Almost the best writing in this new Inspector Montalbano mystery, again translated by Stephen Sartarelli, occurs in the first few pages when he wakes from a dream and remembers it over his first coffee of the day. Thereafter, the Inspector embarks on a murder case that seems to involve a young woman whom he met in a traffic jam after part of the road collapsed in a storm. True to form, after feeding him a string of lies she disappears.
Much of the action in this book takes place in the harbor of Vigàta in which the body of a man is found by the crew of the yacht, Vanna, his face badly mutilated. The yacht’s crew is a very mixed bag and its owner, Livia Giovannini, subsequently puts Mimi Augello under considerable pressure. The need to work closely with the Harbour Office brings Montalbano into contact with Lieutenant Laura Belladonna [‘a good six inches taller than him, dark, with bright sparkling eyes, red lips in no need of lipstick, and above all, a very pleasant manner.’]. Despite being in his late-50s, the Inspector forgets about his longsuffering girlfriend, Livia, and starts to behave like a love-struck teenager.
At the same time, Montalbano’s dealings with his superiors cause him to construct elaborate stories about his non-existent wife and children, one of whom sadly dies, car accidents and bodily injuries. At such times, Camilleri’s humour is exhilarating although the well meaning and sympathetic Dr Lattes, in particular, is treated rather badly. The book is very much about the Inspector and his familiar strengths and weaknesses, not least his increasing tendency to over-eat. Fazio and, especially, Mimì are rather peripheral, and the author gives a nod toward Georges Simenon.

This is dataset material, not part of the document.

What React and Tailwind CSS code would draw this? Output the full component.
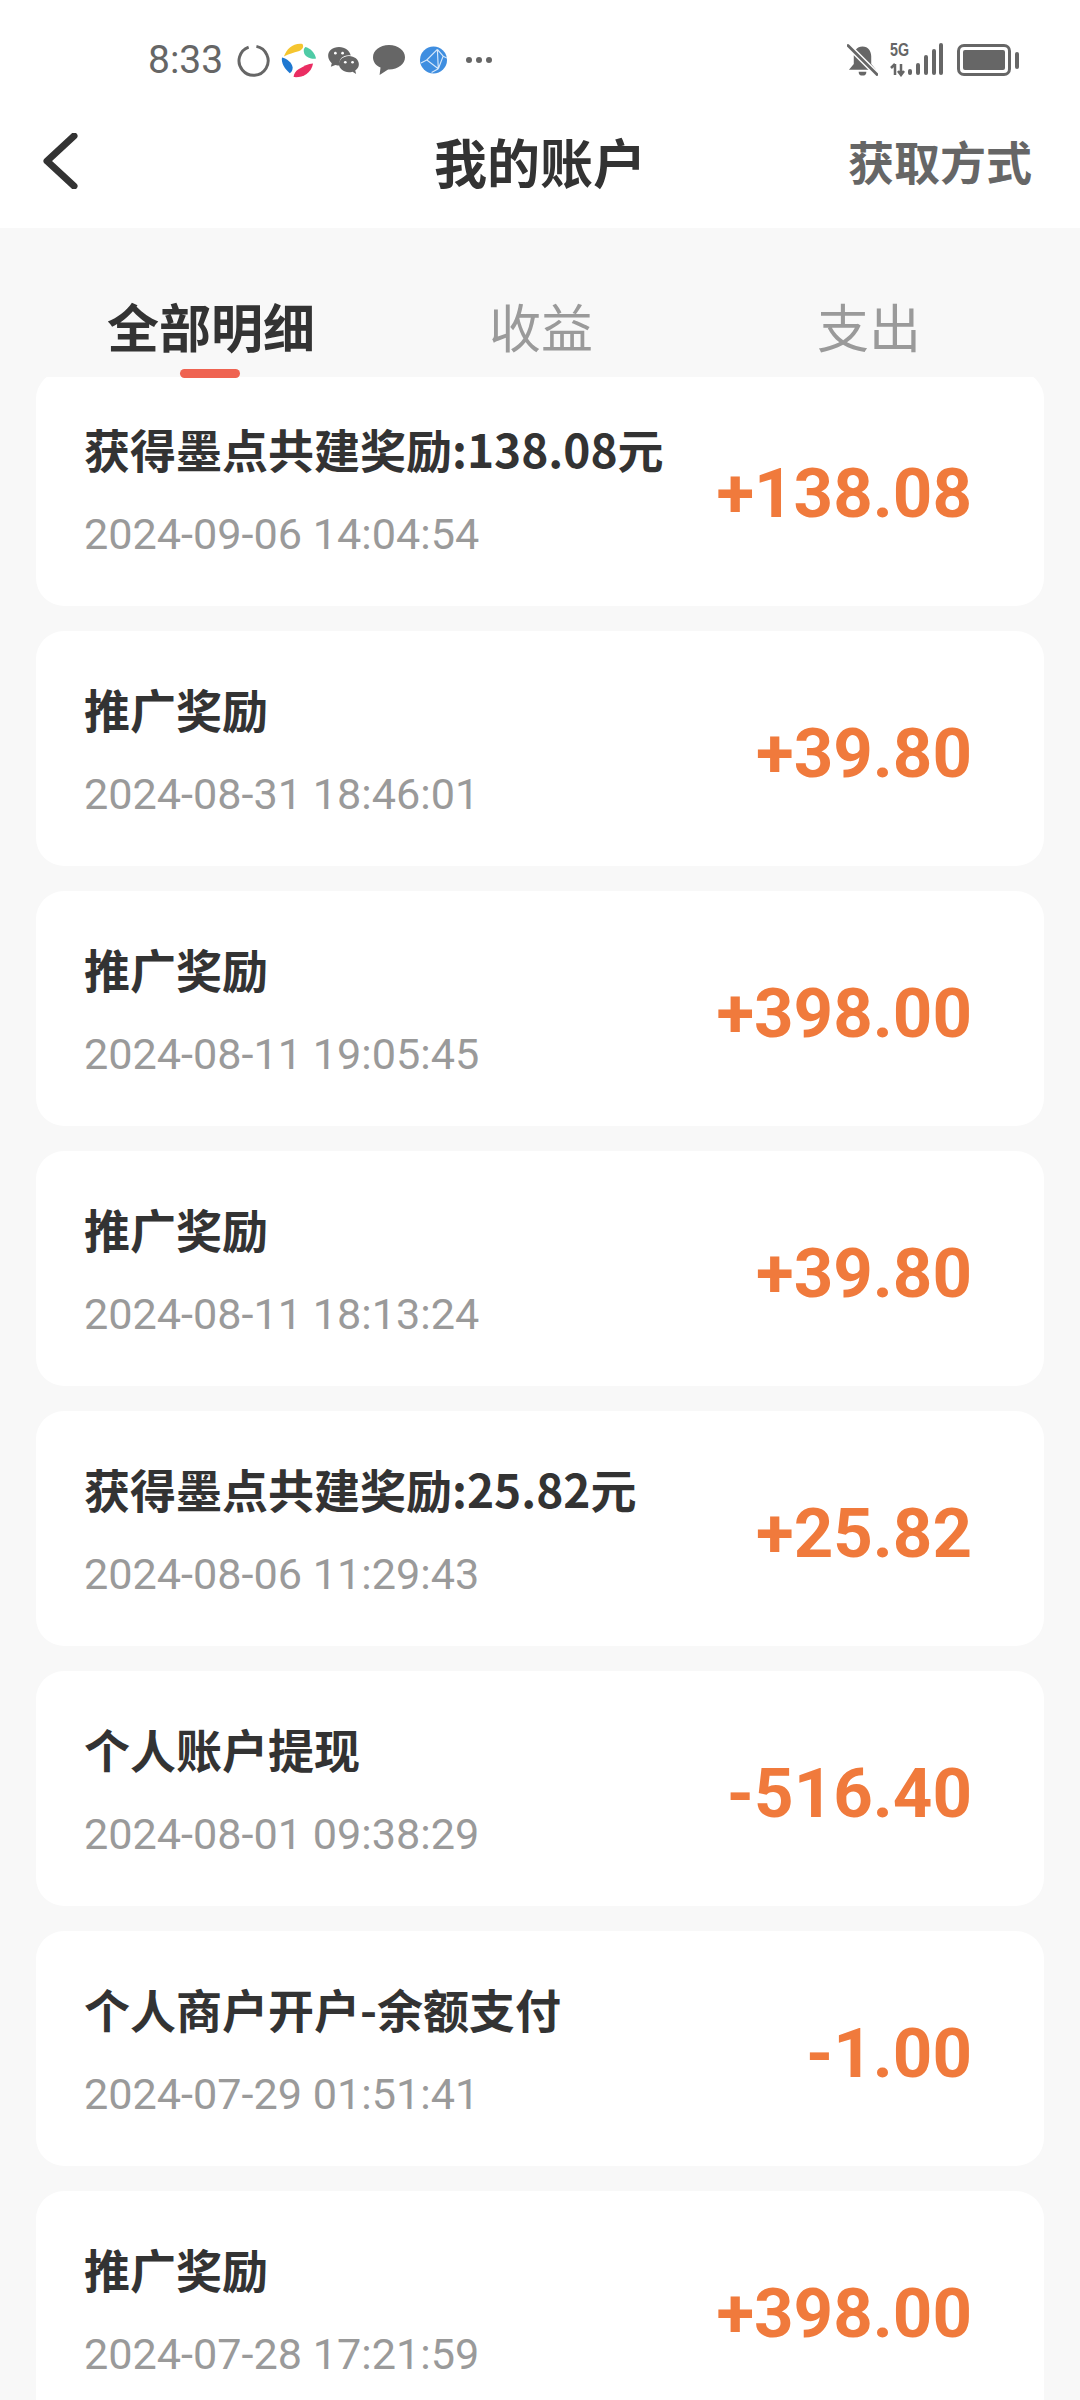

The plot is rather rudimentary and a great deal happens rather quickly towards the, rather tragic, ending, including the anticipated reappearance of the traffic jam victim. En route the reader is entertained by Catarella’s verbal delivery and amazed by his ability to get the name of caller correct, confused by Laura’s erratic behavior, enjoys Montalbano’s sparring with the pathologist, Dr Pasquano, and salivates at meals eaten at home and at Enzo’s [but certainly not at the Pesce d’Oro, ‘Stinking and expensive to boot! The cook must have been a terminal drug addict or a criminal sadist. . . . The guy didn't get a single thing right, not even by accident.’]
The recent clutch of Camilleri’s books has tended to play down the plotting in favour of subtle additions and reinforcements of Montalbano’s ageing character. Whilst this will no doubt delight almost all established readers, who can add more from their own personal impressions, it may create a rather bland impression in those coming newly to Sicily, Vigàta and the police investigators. However, there is a chilling scene when the Inspector is sent a ‘a funeral cushion of white flowers in the middle of his desk, the kind that lays on coffins.’, the classic Mafia warning.
As well as translating to his normal very high standards, Sartarelli also adds his usual informative notes at the end of the story.